** Start of Records for this task **

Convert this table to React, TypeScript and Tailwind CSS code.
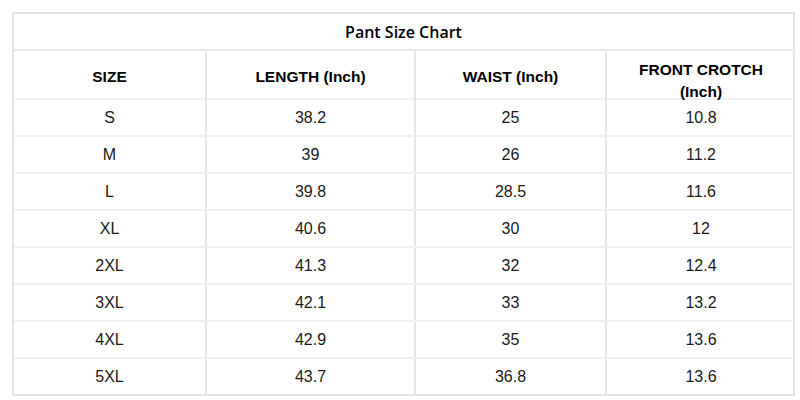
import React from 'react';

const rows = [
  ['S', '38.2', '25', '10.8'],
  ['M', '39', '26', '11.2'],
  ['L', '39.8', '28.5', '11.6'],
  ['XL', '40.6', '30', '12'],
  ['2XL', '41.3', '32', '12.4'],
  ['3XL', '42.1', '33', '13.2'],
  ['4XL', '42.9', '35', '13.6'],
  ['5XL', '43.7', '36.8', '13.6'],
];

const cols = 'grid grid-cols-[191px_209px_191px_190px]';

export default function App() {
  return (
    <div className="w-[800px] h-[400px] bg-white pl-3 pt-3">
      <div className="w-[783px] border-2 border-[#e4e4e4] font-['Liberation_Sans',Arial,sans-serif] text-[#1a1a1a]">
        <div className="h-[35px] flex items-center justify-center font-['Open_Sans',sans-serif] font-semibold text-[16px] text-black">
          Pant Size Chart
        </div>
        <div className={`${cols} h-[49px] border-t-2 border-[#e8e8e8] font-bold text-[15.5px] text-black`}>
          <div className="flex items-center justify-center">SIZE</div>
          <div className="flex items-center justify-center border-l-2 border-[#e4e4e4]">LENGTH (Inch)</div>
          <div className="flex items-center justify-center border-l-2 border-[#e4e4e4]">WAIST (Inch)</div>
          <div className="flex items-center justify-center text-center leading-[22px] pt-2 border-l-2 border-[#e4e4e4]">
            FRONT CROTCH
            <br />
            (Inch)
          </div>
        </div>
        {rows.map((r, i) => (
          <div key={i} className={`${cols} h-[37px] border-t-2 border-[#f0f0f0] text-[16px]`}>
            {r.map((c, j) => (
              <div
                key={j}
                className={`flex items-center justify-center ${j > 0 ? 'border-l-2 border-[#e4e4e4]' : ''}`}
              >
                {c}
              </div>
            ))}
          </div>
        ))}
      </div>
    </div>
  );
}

** End of Records for this task **
** Start of Records for this task **

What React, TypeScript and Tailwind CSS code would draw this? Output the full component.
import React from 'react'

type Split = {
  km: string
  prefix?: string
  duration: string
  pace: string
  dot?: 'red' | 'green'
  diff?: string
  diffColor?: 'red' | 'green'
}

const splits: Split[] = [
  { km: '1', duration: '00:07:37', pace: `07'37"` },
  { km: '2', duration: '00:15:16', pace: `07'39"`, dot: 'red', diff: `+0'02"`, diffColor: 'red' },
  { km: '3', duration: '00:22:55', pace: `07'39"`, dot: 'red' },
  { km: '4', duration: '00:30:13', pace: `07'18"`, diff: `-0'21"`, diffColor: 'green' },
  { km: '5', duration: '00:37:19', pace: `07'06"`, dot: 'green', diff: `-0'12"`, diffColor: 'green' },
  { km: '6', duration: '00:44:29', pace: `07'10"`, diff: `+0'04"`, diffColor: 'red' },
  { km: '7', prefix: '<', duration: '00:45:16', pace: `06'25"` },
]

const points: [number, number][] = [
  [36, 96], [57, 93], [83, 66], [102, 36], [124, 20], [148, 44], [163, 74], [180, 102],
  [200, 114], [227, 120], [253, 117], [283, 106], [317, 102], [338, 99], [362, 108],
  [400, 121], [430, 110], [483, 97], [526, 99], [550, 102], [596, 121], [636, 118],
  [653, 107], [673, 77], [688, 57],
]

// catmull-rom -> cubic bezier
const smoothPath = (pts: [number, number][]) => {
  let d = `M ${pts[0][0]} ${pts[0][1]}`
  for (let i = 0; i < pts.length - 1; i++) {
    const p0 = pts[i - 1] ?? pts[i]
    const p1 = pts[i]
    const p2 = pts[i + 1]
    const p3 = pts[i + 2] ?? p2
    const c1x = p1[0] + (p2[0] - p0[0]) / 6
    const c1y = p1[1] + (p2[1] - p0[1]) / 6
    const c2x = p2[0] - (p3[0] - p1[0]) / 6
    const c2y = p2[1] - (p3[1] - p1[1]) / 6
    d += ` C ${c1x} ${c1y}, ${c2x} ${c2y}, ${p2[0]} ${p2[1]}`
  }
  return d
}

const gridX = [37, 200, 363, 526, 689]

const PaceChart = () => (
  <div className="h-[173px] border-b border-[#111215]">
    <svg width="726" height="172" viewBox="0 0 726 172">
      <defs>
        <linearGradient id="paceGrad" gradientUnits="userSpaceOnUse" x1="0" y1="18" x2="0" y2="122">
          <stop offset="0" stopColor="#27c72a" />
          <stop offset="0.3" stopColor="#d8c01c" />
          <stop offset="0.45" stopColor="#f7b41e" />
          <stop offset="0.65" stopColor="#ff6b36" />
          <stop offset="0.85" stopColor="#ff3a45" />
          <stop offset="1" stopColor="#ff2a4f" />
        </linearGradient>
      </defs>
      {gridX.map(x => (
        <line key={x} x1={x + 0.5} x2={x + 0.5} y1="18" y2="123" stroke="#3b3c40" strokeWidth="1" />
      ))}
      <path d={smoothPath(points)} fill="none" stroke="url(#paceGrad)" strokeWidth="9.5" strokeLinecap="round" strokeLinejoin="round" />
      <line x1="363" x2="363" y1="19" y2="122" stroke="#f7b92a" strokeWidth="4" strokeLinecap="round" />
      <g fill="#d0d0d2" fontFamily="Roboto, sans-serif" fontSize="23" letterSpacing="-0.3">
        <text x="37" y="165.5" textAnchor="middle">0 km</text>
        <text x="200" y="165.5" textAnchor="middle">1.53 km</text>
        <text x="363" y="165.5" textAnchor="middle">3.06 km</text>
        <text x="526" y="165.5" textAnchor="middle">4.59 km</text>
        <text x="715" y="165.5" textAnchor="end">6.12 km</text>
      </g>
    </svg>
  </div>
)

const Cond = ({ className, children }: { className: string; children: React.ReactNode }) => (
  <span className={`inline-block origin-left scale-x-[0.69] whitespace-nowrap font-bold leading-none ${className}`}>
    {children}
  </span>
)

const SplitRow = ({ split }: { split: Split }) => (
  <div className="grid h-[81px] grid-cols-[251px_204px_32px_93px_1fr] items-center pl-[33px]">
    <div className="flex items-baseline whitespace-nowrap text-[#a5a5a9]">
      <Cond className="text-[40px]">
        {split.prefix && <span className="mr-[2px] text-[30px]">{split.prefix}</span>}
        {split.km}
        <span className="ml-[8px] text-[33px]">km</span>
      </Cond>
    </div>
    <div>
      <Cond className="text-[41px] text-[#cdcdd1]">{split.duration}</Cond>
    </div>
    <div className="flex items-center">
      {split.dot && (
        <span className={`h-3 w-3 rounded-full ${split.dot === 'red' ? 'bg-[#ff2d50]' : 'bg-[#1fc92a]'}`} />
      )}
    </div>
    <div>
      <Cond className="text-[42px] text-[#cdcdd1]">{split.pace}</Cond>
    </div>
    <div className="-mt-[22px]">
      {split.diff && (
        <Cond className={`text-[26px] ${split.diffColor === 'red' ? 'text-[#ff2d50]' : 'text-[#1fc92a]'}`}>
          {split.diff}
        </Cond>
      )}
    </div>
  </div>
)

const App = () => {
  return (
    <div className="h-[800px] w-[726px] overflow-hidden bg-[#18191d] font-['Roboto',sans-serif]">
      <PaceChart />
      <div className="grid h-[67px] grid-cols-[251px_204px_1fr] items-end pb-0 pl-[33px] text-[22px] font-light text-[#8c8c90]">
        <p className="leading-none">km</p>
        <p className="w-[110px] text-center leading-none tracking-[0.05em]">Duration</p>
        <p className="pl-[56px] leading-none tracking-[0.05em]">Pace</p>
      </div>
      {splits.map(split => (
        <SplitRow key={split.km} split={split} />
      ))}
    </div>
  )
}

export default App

** End of Records for this task **

# Direction
Leave out every picture, then retype exactly the lines from the one containing "Convert this table" through the one containing "const cols = 'grid".

# Written response
Convert this table to React, TypeScript and Tailwind CSS code.
import React from 'react';

const rows = [
  ['S', '38.2', '25', '10.8'],
  ['M', '39', '26', '11.2'],
  ['L', '39.8', '28.5', '11.6'],
  ['XL', '40.6', '30', '12'],
  ['2XL', '41.3', '32', '12.4'],
  ['3XL', '42.1', '33', '13.2'],
  ['4XL', '42.9', '35', '13.6'],
  ['5XL', '43.7', '36.8', '13.6'],
];

const cols = 'grid grid-cols-[191px_209px_191px_190px]';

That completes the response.